_What you should do_
Copy every line in the records below that contains the word "this".

_Information given_
——

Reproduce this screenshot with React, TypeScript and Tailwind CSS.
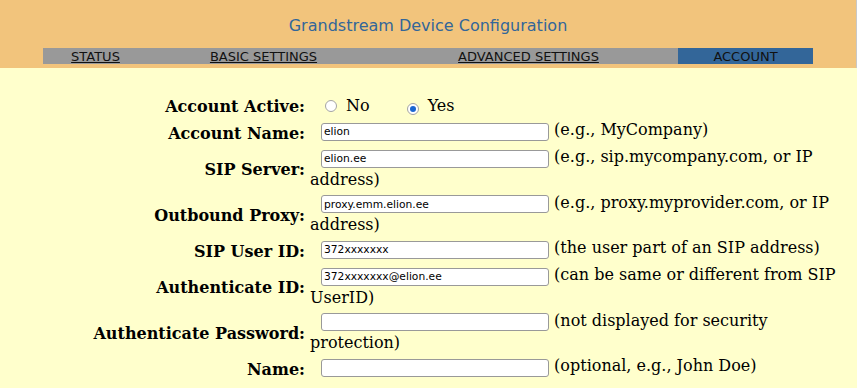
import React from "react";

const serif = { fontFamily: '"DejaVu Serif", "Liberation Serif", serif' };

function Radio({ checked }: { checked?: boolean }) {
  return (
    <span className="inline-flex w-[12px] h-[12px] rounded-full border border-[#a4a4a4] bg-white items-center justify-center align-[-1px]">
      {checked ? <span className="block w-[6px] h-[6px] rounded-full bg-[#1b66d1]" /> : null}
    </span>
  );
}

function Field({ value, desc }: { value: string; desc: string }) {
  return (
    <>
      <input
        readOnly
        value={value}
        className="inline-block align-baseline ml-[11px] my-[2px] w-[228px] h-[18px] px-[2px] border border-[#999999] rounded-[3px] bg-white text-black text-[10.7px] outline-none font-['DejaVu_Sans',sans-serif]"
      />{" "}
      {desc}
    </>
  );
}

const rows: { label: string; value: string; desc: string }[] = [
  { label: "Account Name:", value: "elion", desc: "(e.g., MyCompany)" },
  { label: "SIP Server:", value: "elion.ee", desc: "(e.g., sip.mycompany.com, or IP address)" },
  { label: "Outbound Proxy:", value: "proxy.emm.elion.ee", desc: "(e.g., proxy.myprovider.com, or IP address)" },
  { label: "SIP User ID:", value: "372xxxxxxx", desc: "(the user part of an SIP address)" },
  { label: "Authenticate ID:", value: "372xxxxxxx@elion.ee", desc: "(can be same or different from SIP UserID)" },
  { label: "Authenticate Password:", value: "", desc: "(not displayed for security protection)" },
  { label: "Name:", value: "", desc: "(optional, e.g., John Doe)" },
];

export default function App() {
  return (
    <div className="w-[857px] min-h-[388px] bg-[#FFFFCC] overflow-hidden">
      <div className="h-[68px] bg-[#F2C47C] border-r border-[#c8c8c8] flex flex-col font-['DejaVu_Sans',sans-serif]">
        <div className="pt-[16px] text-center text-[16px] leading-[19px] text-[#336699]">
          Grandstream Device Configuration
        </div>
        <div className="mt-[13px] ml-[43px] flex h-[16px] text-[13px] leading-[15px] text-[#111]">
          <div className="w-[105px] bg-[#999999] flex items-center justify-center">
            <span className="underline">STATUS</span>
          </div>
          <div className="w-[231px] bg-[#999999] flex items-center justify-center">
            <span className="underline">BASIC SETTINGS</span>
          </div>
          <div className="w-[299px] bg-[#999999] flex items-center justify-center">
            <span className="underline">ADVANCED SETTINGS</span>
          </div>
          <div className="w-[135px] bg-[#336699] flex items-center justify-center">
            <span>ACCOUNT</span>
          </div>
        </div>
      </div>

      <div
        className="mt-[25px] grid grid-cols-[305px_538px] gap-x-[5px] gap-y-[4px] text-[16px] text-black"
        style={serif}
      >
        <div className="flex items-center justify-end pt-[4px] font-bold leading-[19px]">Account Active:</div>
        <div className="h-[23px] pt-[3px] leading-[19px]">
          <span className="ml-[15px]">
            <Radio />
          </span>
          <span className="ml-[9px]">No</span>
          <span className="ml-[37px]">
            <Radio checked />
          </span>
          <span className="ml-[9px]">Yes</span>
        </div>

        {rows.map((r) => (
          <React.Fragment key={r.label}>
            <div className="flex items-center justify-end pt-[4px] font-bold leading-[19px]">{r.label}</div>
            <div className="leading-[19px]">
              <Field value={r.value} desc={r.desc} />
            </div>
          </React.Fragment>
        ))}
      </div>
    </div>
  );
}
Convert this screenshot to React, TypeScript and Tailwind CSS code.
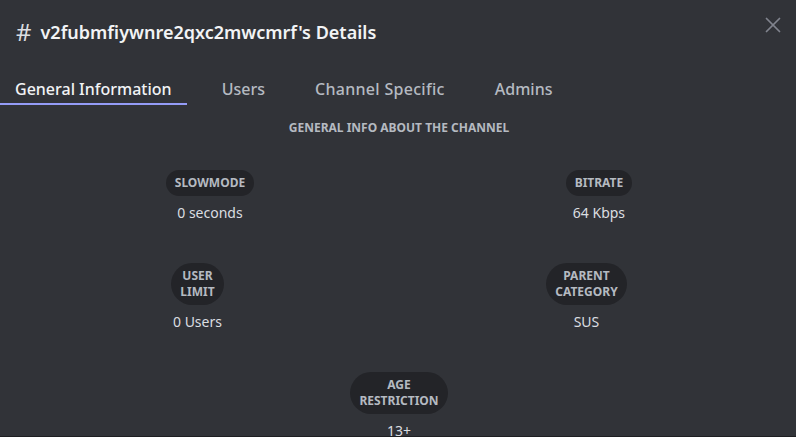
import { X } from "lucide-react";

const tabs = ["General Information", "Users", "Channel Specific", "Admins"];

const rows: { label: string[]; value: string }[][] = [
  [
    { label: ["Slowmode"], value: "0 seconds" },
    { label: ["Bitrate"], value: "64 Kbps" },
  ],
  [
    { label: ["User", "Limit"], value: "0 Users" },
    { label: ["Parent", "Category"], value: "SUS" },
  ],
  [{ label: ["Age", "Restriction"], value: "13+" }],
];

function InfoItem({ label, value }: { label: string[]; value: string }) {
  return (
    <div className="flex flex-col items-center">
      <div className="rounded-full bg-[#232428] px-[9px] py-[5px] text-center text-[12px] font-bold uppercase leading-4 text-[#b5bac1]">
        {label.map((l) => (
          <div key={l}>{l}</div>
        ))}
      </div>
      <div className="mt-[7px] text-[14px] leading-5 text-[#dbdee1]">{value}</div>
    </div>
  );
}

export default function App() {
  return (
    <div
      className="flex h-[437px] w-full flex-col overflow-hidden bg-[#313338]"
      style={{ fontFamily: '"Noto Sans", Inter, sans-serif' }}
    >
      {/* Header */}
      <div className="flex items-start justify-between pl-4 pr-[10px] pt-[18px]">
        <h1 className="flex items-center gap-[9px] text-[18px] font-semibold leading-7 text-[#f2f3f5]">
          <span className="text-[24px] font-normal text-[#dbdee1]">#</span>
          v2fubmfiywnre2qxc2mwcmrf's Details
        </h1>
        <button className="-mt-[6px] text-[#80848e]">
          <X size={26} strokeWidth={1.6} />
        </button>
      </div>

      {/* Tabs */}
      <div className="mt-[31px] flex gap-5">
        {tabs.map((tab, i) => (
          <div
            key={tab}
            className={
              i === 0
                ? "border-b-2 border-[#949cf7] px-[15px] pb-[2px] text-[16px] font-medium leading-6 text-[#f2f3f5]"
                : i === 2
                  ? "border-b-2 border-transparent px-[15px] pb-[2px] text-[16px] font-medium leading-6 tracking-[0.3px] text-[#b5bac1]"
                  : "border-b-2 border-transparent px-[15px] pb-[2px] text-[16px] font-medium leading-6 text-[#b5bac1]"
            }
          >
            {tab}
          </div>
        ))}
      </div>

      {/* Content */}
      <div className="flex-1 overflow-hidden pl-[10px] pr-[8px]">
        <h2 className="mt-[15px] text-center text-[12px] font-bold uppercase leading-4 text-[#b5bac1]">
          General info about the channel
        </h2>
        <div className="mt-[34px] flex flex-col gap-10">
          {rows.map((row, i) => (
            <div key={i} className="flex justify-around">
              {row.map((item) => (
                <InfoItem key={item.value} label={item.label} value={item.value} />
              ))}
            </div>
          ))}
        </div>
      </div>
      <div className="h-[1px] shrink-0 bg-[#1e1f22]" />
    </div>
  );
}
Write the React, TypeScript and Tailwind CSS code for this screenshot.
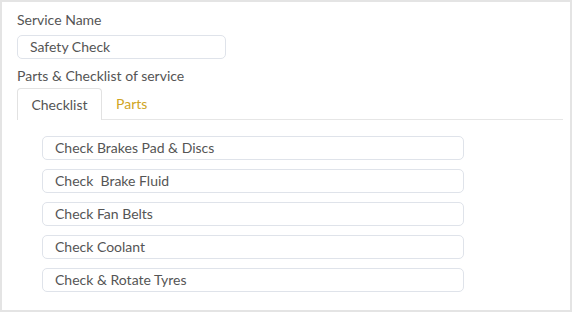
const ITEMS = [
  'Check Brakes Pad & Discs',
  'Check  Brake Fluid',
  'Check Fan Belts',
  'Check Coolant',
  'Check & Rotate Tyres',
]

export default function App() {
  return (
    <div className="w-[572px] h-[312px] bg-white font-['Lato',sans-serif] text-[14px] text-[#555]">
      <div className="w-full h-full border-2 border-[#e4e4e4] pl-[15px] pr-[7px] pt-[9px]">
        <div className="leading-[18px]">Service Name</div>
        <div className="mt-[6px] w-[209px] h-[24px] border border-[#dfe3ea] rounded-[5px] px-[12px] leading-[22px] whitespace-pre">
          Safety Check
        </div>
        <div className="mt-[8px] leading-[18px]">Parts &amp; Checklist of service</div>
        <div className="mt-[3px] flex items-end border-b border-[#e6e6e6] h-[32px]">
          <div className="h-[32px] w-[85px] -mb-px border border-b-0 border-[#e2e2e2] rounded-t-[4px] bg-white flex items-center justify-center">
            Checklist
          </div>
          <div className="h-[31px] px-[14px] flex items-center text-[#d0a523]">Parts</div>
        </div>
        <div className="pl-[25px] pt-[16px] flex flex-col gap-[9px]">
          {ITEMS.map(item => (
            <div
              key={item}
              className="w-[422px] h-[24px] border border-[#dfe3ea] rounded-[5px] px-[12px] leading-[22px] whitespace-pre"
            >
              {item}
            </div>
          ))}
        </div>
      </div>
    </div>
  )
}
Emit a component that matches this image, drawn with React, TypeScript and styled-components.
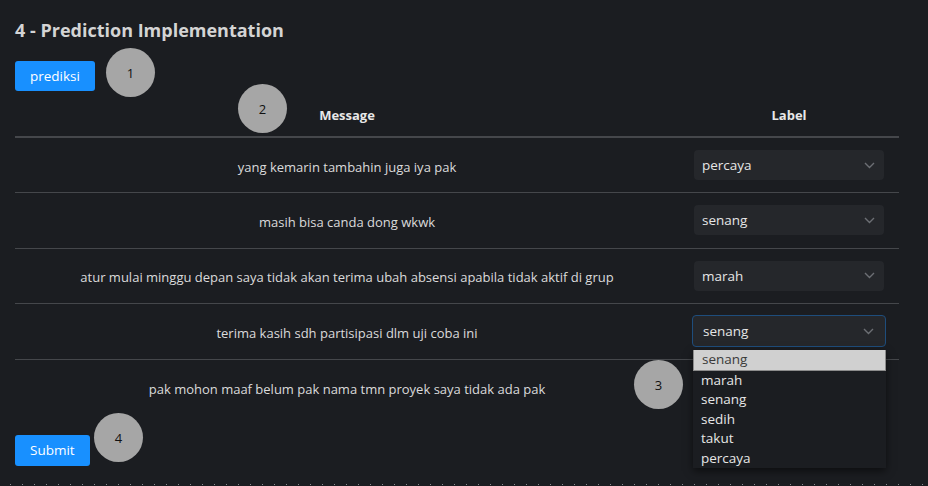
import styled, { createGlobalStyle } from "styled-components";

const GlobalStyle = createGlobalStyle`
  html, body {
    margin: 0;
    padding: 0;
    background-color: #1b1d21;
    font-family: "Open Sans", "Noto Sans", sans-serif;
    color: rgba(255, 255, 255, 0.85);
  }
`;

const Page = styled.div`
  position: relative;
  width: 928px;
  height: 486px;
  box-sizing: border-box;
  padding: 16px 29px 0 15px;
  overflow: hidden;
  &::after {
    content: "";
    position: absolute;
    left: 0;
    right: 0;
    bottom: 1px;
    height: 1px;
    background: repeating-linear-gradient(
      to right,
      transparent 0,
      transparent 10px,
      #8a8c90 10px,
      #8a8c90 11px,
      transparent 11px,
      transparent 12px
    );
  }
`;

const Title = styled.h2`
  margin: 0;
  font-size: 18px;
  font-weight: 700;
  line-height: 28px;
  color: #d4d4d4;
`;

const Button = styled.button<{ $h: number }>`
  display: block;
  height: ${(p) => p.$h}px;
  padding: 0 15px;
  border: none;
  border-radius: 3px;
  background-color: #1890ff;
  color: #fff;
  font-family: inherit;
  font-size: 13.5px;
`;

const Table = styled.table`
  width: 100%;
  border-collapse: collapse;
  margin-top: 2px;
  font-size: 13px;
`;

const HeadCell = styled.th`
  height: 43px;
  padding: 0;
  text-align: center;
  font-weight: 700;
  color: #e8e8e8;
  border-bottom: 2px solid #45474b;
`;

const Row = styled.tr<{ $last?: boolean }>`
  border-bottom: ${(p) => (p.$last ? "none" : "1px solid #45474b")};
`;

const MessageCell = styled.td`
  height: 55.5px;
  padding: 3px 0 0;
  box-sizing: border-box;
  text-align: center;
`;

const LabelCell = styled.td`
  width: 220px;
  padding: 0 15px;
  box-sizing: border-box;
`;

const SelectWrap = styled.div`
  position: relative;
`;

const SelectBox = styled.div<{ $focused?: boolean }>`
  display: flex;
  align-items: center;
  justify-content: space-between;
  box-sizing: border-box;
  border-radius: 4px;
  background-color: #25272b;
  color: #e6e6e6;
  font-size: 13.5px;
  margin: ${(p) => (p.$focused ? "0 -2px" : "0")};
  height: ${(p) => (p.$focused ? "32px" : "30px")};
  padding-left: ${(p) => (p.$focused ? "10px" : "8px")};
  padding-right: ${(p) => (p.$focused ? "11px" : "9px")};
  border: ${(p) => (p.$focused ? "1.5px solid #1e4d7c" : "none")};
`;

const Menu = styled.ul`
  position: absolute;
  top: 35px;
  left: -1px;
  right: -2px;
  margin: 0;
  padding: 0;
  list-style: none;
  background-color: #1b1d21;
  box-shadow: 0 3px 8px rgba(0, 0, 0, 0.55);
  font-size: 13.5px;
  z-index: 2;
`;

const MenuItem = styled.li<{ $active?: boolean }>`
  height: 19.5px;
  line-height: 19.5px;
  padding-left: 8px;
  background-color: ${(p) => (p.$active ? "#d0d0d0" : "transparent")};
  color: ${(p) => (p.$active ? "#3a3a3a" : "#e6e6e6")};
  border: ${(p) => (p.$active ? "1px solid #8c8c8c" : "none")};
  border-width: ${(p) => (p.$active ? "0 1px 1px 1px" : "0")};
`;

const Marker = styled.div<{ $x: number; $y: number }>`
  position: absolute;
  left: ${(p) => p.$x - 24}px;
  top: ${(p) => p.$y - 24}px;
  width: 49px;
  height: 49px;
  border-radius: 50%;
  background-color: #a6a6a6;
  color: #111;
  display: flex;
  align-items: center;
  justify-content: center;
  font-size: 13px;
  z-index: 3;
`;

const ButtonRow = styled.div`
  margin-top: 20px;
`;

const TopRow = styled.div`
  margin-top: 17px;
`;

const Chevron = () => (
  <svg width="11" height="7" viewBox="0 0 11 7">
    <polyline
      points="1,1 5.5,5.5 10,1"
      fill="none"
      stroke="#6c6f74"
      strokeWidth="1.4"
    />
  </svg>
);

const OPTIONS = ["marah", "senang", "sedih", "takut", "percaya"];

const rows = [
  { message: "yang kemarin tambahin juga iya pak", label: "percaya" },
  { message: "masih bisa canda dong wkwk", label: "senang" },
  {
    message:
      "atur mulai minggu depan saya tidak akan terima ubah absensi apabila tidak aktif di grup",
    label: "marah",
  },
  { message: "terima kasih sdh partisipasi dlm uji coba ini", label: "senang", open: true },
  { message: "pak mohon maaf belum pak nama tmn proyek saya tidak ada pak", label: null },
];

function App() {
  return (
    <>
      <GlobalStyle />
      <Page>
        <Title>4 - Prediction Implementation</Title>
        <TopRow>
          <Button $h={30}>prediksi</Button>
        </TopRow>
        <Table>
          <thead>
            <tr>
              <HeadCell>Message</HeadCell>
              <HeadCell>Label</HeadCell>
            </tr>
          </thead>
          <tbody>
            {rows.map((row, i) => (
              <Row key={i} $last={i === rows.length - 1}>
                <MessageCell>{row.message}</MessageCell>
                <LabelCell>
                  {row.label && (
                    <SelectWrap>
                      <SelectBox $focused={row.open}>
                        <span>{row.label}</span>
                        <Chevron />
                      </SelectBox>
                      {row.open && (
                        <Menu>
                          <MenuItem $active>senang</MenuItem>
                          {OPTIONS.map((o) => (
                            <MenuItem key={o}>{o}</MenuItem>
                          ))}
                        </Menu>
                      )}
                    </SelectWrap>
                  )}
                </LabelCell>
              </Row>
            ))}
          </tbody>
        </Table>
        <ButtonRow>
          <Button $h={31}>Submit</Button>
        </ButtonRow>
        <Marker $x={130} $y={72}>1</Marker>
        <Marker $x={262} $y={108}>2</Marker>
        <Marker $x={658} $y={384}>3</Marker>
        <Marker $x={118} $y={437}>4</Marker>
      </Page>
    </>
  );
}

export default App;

——

_Solution to the exercise_
Reproduce this screenshot with React, TypeScript and Tailwind CSS.
Convert this screenshot to React, TypeScript and Tailwind CSS code.
Write the React, TypeScript and Tailwind CSS code for this screenshot.
Emit a component that matches this image, drawn with React, TypeScript and styled-components.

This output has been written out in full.